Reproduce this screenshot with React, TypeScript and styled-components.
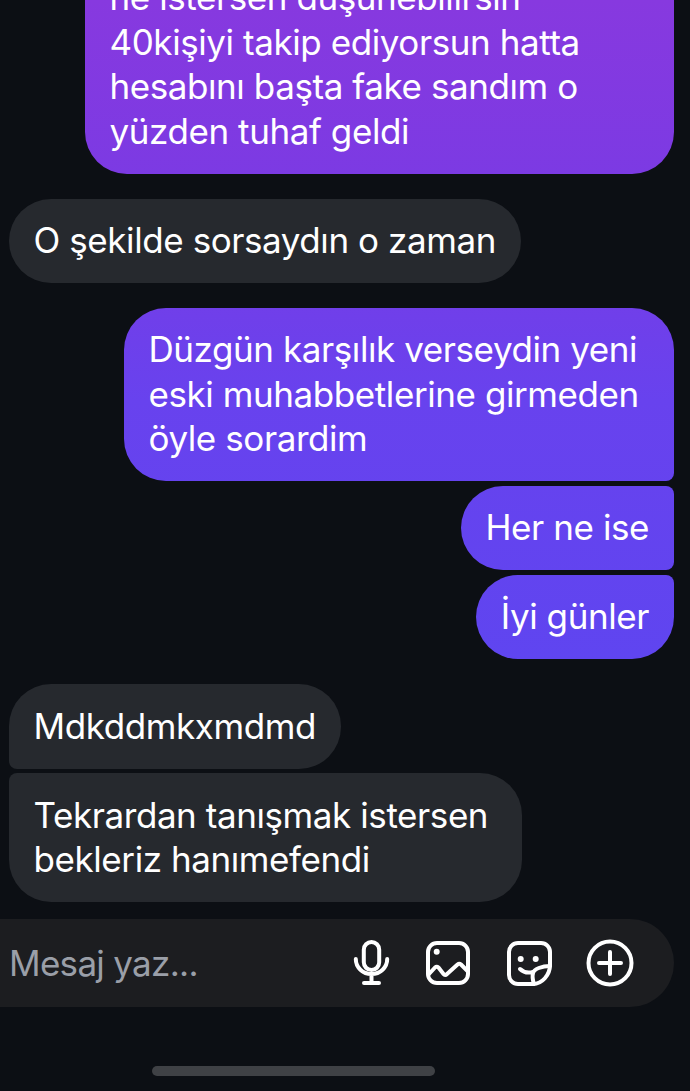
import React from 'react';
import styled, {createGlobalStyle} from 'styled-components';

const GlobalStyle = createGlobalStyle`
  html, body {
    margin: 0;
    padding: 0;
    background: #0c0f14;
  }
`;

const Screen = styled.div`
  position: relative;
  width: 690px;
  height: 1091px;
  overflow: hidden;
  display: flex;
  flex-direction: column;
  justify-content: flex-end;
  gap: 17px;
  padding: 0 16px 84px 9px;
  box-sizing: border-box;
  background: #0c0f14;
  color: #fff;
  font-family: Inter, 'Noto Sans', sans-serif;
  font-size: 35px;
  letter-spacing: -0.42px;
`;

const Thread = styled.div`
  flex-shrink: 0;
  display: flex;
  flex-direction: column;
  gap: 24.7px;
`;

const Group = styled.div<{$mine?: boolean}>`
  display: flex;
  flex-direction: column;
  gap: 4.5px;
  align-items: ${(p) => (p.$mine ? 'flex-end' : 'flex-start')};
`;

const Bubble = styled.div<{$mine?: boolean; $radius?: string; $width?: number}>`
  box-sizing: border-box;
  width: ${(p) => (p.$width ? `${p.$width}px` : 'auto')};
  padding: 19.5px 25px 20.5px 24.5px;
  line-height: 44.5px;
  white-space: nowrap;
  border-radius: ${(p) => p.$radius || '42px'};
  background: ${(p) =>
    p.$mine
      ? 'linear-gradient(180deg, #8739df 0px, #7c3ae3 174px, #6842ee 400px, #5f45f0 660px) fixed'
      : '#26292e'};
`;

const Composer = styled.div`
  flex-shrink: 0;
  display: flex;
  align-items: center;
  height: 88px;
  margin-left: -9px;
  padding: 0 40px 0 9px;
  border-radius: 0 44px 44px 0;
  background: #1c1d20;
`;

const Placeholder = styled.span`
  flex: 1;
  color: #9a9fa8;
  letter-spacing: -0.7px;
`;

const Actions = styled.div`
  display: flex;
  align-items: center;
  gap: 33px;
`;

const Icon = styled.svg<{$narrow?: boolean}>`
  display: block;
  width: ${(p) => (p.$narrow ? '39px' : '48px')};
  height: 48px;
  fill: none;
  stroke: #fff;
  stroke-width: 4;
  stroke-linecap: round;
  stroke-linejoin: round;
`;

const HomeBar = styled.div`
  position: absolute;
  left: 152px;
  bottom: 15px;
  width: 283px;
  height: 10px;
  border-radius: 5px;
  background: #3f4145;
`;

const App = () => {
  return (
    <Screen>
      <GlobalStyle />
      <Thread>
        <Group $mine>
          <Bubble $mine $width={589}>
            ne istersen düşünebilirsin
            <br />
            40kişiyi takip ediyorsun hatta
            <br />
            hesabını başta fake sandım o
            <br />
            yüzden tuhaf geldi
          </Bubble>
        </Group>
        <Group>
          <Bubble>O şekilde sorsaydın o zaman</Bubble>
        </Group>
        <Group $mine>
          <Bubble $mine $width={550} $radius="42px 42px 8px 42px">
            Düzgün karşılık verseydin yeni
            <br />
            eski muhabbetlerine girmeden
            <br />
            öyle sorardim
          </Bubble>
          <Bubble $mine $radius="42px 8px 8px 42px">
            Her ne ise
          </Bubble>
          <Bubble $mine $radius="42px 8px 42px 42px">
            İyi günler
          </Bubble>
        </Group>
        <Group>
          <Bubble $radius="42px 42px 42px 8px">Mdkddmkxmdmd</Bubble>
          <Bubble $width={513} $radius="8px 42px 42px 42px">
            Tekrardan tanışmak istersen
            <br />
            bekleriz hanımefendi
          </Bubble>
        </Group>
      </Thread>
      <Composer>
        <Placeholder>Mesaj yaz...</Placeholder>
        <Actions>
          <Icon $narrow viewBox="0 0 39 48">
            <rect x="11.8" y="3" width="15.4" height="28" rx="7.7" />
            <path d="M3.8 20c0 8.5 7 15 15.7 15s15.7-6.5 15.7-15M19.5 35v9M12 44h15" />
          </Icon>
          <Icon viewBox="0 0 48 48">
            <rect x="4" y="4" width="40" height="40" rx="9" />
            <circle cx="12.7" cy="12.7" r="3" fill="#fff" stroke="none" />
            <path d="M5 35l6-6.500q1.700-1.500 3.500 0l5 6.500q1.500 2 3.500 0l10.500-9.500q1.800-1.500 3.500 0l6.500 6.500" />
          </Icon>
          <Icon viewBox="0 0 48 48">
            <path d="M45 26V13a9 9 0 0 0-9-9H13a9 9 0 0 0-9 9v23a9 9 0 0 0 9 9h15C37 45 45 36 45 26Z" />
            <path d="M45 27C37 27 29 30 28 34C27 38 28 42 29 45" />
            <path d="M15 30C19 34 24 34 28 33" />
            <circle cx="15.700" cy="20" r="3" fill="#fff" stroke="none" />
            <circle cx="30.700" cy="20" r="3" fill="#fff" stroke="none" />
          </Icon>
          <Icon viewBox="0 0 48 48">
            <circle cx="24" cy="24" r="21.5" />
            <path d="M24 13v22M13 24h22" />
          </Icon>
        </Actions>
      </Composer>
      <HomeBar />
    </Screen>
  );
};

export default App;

══════════

» Instructions to follow
Omit each picture, then return all of the listing exactly as it stands.

» Solution to the problem
Reproduce this screenshot with React, TypeScript and styled-components.
import React from 'react';
import styled, {createGlobalStyle} from 'styled-components';

const GlobalStyle = createGlobalStyle`
  html, body {
    margin: 0;
    padding: 0;
    background: #0c0f14;
  }
`;

const Screen = styled.div`
  position: relative;
  width: 690px;
  height: 1091px;
  overflow: hidden;
  display: flex;
  flex-direction: column;
  justify-content: flex-end;
  gap: 17px;
  padding: 0 16px 84px 9px;
  box-sizing: border-box;
  background: #0c0f14;
  color: #fff;
  font-family: Inter, 'Noto Sans', sans-serif;
  font-size: 35px;
  letter-spacing: -0.42px;
`;

const Thread = styled.div`
  flex-shrink: 0;
  display: flex;
  flex-direction: column;
  gap: 24.7px;
`;

const Group = styled.div<{$mine?: boolean}>`
  display: flex;
  flex-direction: column;
  gap: 4.5px;
  align-items: ${(p) => (p.$mine ? 'flex-end' : 'flex-start')};
`;

const Bubble = styled.div<{$mine?: boolean; $radius?: string; $width?: number}>`
  box-sizing: border-box;
  width: ${(p) => (p.$width ? `${p.$width}px` : 'auto')};
  padding: 19.5px 25px 20.5px 24.5px;
  line-height: 44.5px;
  white-space: nowrap;
  border-radius: ${(p) => p.$radius || '42px'};
  background: ${(p) =>
    p.$mine
      ? 'linear-gradient(180deg, #8739df 0px, #7c3ae3 174px, #6842ee 400px, #5f45f0 660px) fixed'
      : '#26292e'};
`;

const Composer = styled.div`
  flex-shrink: 0;
  display: flex;
  align-items: center;
  height: 88px;
  margin-left: -9px;
  padding: 0 40px 0 9px;
  border-radius: 0 44px 44px 0;
  background: #1c1d20;
`;

const Placeholder = styled.span`
  flex: 1;
  color: #9a9fa8;
  letter-spacing: -0.7px;
`;

const Actions = styled.div`
  display: flex;
  align-items: center;
  gap: 33px;
`;

const Icon = styled.svg<{$narrow?: boolean}>`
  display: block;
  width: ${(p) => (p.$narrow ? '39px' : '48px')};
  height: 48px;
  fill: none;
  stroke: #fff;
  stroke-width: 4;
  stroke-linecap: round;
  stroke-linejoin: round;
`;

const HomeBar = styled.div`
  position: absolute;
  left: 152px;
  bottom: 15px;
  width: 283px;
  height: 10px;
  border-radius: 5px;
  background: #3f4145;
`;

const App = () => {
  return (
    <Screen>
      <GlobalStyle />
      <Thread>
        <Group $mine>
          <Bubble $mine $width={589}>
            ne istersen düşünebilirsin
            <br />
            40kişiyi takip ediyorsun hatta
            <br />
            hesabını başta fake sandım o
            <br />
            yüzden tuhaf geldi
          </Bubble>
        </Group>
        <Group>
          <Bubble>O şekilde sorsaydın o zaman</Bubble>
        </Group>
        <Group $mine>
          <Bubble $mine $width={550} $radius="42px 42px 8px 42px">
            Düzgün karşılık verseydin yeni
            <br />
            eski muhabbetlerine girmeden
            <br />
            öyle sorardim
          </Bubble>
          <Bubble $mine $radius="42px 8px 8px 42px">
            Her ne ise
          </Bubble>
          <Bubble $mine $radius="42px 8px 42px 42px">
            İyi günler
          </Bubble>
        </Group>
        <Group>
          <Bubble $radius="42px 42px 42px 8px">Mdkddmkxmdmd</Bubble>
          <Bubble $width={513} $radius="8px 42px 42px 42px">
            Tekrardan tanışmak istersen
            <br />
            bekleriz hanımefendi
          </Bubble>
        </Group>
      </Thread>
      <Composer>
        <Placeholder>Mesaj yaz...</Placeholder>
        <Actions>
          <Icon $narrow viewBox="0 0 39 48">
            <rect x="11.8" y="3" width="15.4" height="28" rx="7.7" />
            <path d="M3.8 20c0 8.5 7 15 15.7 15s15.7-6.5 15.7-15M19.5 35v9M12 44h15" />
          </Icon>
          <Icon viewBox="0 0 48 48">
            <rect x="4" y="4" width="40" height="40" rx="9" />
            <circle cx="12.7" cy="12.7" r="3" fill="#fff" stroke="none" />
            <path d="M5 35l6-6.500q1.700-1.500 3.500 0l5 6.500q1.500 2 3.500 0l10.500-9.500q1.800-1.500 3.500 0l6.500 6.500" />
          </Icon>
          <Icon viewBox="0 0 48 48">
            <path d="M45 26V13a9 9 0 0 0-9-9H13a9 9 0 0 0-9 9v23a9 9 0 0 0 9 9h15C37 45 45 36 45 26Z" />
            <path d="M45 27C37 27 29 30 28 34C27 38 28 42 29 45" />
            <path d="M15 30C19 34 24 34 28 33" />
            <circle cx="15.700" cy="20" r="3" fill="#fff" stroke="none" />
            <circle cx="30.700" cy="20" r="3" fill="#fff" stroke="none" />
          </Icon>
          <Icon viewBox="0 0 48 48">
            <circle cx="24" cy="24" r="21.5" />
            <path d="M24 13v22M13 24h22" />
          </Icon>
        </Actions>
      </Composer>
      <HomeBar />
    </Screen>
  );
};

export default App;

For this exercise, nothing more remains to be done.